Neither rain, nor heat, nor bumpy roads can stop Hardianty and Erwin from visiting the farmers they assist as part of the Rainforest Alliance and Olam International’s climate-smart cocoa project in South and Southeast Sulawesi, Indonesia. The program’s 12 trainers—all as motivated and energetic as Hardianty and Erwin—are key to reaching the program’s goals. "The value of this work matters more than the discomfort I face every day," said Hardianty, an effervescent young local woman who recently graduated from university (like many Indonesians, she goes by one name only). "Many farmers have become like family to me. I love to meet with them and share the knowledge I have."
In order to prepare the trainers for their field work, the Rainforest Alliance provides workshops in climate-smart agriculture (CSA) as well as a week-long "training of trainers" (TOT) session. Hands-on activities help trainers deepen their understanding of climate change processes, emissions caused by cocoa farming, and most importantly, the impacts that climate change can have on the cocoa system itself. Once information about these topics is shared, trainers learn strategies to address those challenges.
In one activity, trainers were asked to write down their observations of climate patterns from the past few years compared to when they were kids. They were asked to speculate on the cause of these changes, before the Rainforest Alliance trainers provided a fuller explanation. In another activity, workshop leaders made a circle on the floor with tape to represent the Earth; participants then called out ways that we humans create greenhouse gas (GHG) emissions, tossing a cotton ball in the circle for each carbon dioxide-creating activity that occurred to them. Soon the “Earth” was covered in a thick blanket of cotton "GHG emissions." Finally, participants performed skits in which they took on roles of farmers, government officials, and cocoa bean buyers, all struggling with climate impacts. This activity aimed to raise the level of empathy and understanding trainers need to support the thousands of farmers they will eventually work with out in the field. The Rainforest Alliance staff remains in constant contact with the trainers to help monitor and support them during this exciting—and often challenging—phase of work.

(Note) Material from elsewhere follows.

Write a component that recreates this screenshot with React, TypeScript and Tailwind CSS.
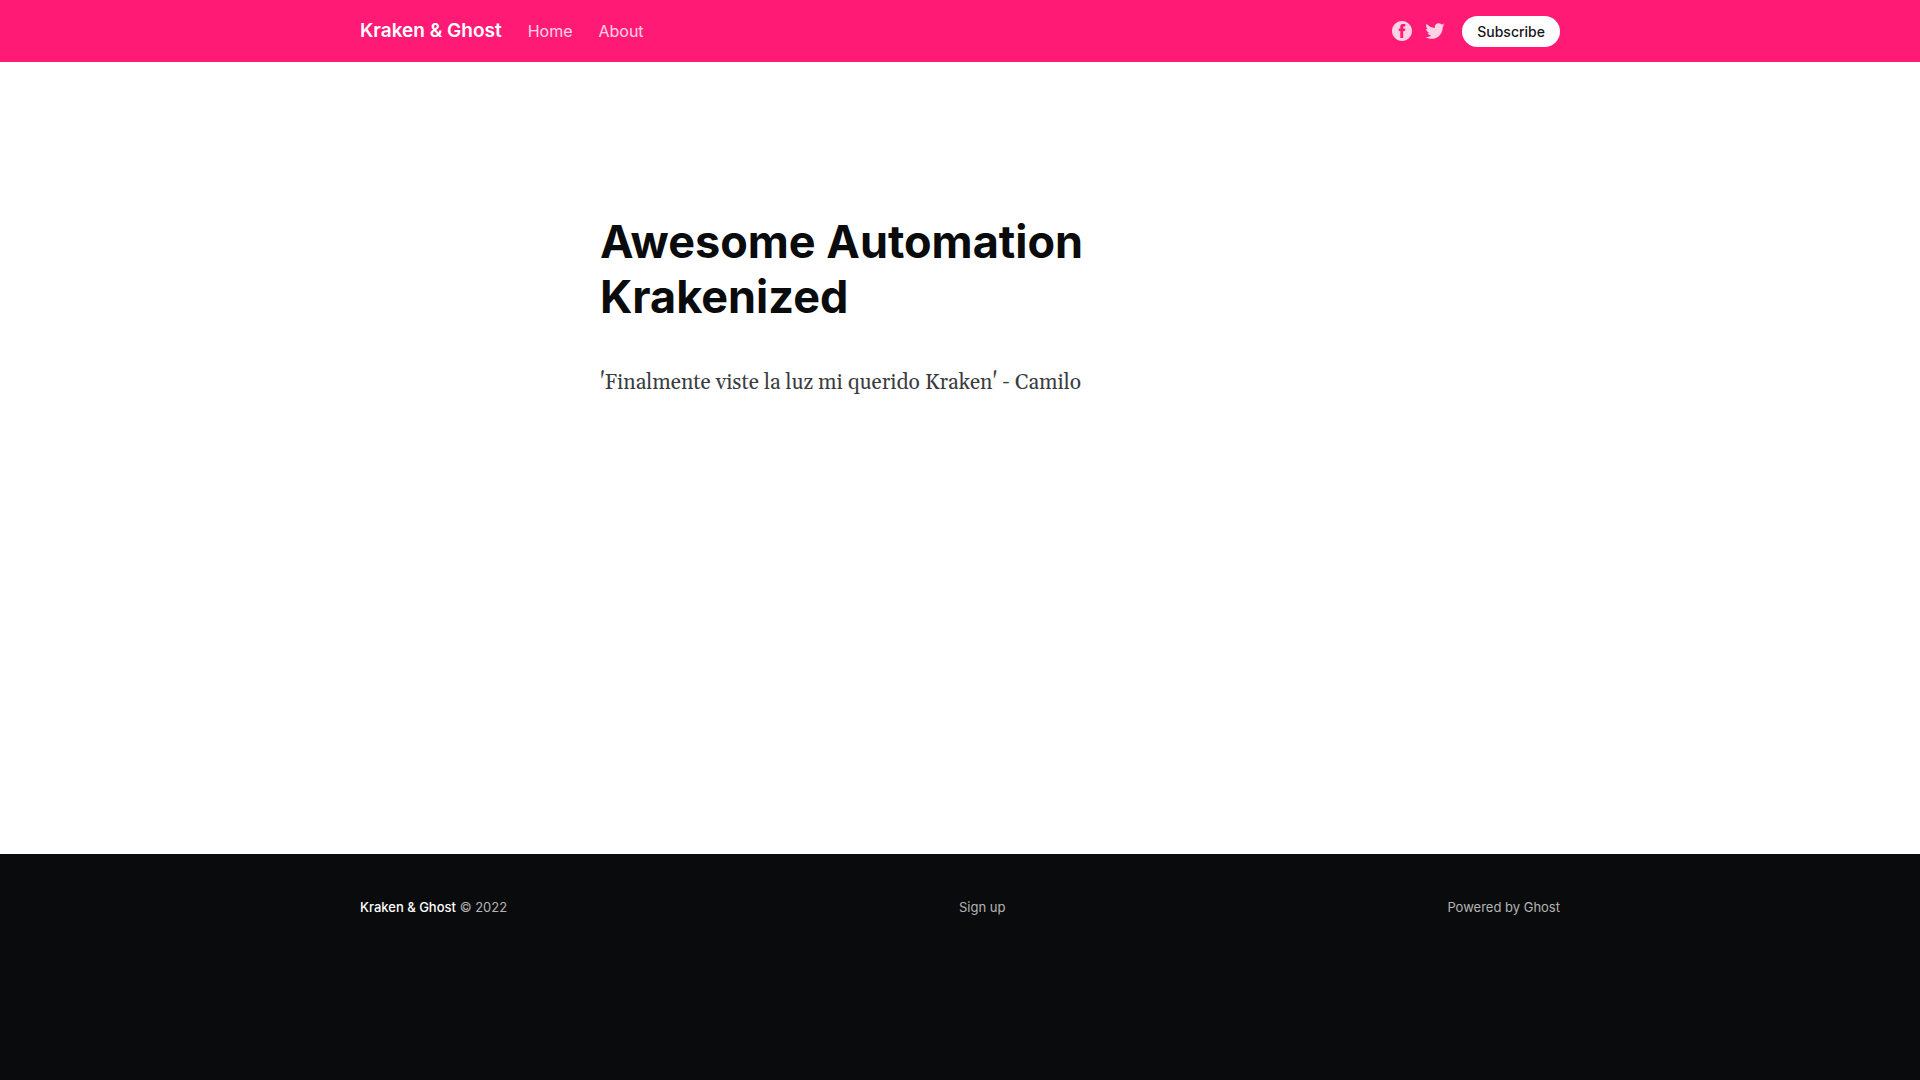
const link = "text-white/80 hover:text-white";

export default function App() {
  return (
    <div className="flex min-h-screen flex-col bg-white font-['Inter',sans-serif] text-base text-[#15171a]">
      <header className="bg-[#ff1a75] px-5 text-white">
        <div className="mx-auto flex min-h-[62px] max-w-[1200px] flex-wrap items-center justify-between">
          <nav className="flex items-center gap-[26px]">
            <a href="#" className="text-[19px] font-semibold">Kraken &amp; Ghost</a>
            <a href="#" className={link}>Home</a>
            <a href="#" className={link}>About</a>
          </nav>
          <div className="flex items-center">
            <a href="#" aria-label="Facebook" className="mr-3 text-white/80">
              <svg viewBox="0 0 32 32" className="size-5" fill="currentColor">
                <path d="M16 0c8.837 0 16 7.163 16 16s-7.163 16-16 16S0 24.837 0 16 7.163 0 16 0zm5.204 4.911h-3.546c-2.103 0-4.443.885-4.443 3.934.01 1.062 0 2.08 0 3.225h-2.433v3.872h2.509v11.147h4.61v-11.22h3.042l.275-3.81h-3.397s.007-1.695 0-2.187c0-1.205 1.253-1.136 1.329-1.136h2.054V4.911z" />
              </svg>
            </a>
            <a href="#" aria-label="Twitter" className="mr-4 text-white/80">
              <svg viewBox="0 0 32 32" className="size-[22px]" fill="currentColor">
                <path d="M30.063 7.313c-.813 1.125-1.75 2.125-2.875 2.938v.75c0 1.563-.188 3.125-.688 4.625a15.088 15.088 0 0 1-2.063 4.438c-.875 1.438-2 2.688-3.25 3.813a15.015 15.015 0 0 1-4.625 2.563c-1.813.688-3.75 1-5.75 1-3.25 0-6.188-.875-8.875-2.625.438.063.875.125 1.375.125 2.688 0 5.063-.875 7.188-2.5-1.25 0-2.375-.375-3.375-1.125s-1.688-1.688-2.063-2.875c.438.063.813.125 1.125.125.5 0 1-.063 1.5-.25-1.313-.25-2.438-.938-3.313-1.938a5.673 5.673 0 0 1-1.313-3.688v-.063c.813.438 1.688.688 2.625.688a5.228 5.228 0 0 1-1.875-2c-.5-.875-.688-1.813-.688-2.75 0-1.063.25-2.063.75-2.938 1.438 1.75 3.188 3.188 5.25 4.25s4.313 1.688 6.688 1.813a5.579 5.579 0 0 1 1.5-5.438c1.125-1.125 2.5-1.688 4.125-1.688s3.063.625 4.188 1.813a11.48 11.48 0 0 0 3.688-1.375c-.438 1.375-1.313 2.438-2.563 3.188 1.125-.125 2.188-.438 3.313-.875z" />
              </svg>
            </a>
            <a href="#" className="rounded-full bg-white px-[15px] py-1 text-sm leading-[23px] font-medium text-[#15171a]">Subscribe</a>
          </div>
        </div>
      </header>
      <main className="grow px-5">
        <article className="mx-auto max-w-[720px] pt-[152px] pb-20">
          <h1 className="max-w-[560px] text-[45px] leading-[55px] font-bold text-[#0a0b0c]">
            Awesome Automation
            <br />
            Krakenized
          </h1>
          <p className="mt-[41px] font-[Georgia,Gelasio,'Liberation_Serif',serif] text-[21px] leading-9 text-[#3a3c40]">'Finalmente viste la luz mi querido Kraken' - Camilo</p>
        </article>
      </main>
      <footer className="bg-[#0a0b0c] px-5 pt-10 pb-40 text-[13px] leading-[26px] text-white/70">
        <div className="mx-auto grid max-w-[1200px] grid-cols-[auto_1fr_auto] items-center">
          <p><a href="#" className="font-medium text-white">Kraken &amp; Ghost</a> © 2022</p>
          <nav className="flex justify-center pl-2.5">
            <a href="#">Sign up</a>
          </nav>
          <a href="#">Powered by Ghost</a>
        </div>
      </footer>
    </div>
  );
}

Once out in the field, Hardianty and Erwin quickly learned that they had to be patient, as many farmers want quick fixes to increase their yields, and don’t yet know much about climate change. These young trainers also learned to be creative about sharing information with some of the smallholders who speak only a local language. But Hardianty and Erwin also built strong bonds with farmers, staying late into the evening to get to know the cocoa growers and their families.
Erwin noted how rewarding the field work is—and how important it is to be flexible and work with farmers to arrive at the best solutions to any given challenge. "I like to try something, testing to see which method I got from the training is working and which one is not, and sometimes try something new. If it works, farmers benefit and make all of us proud. When farmers succeed, other farmers imitate them."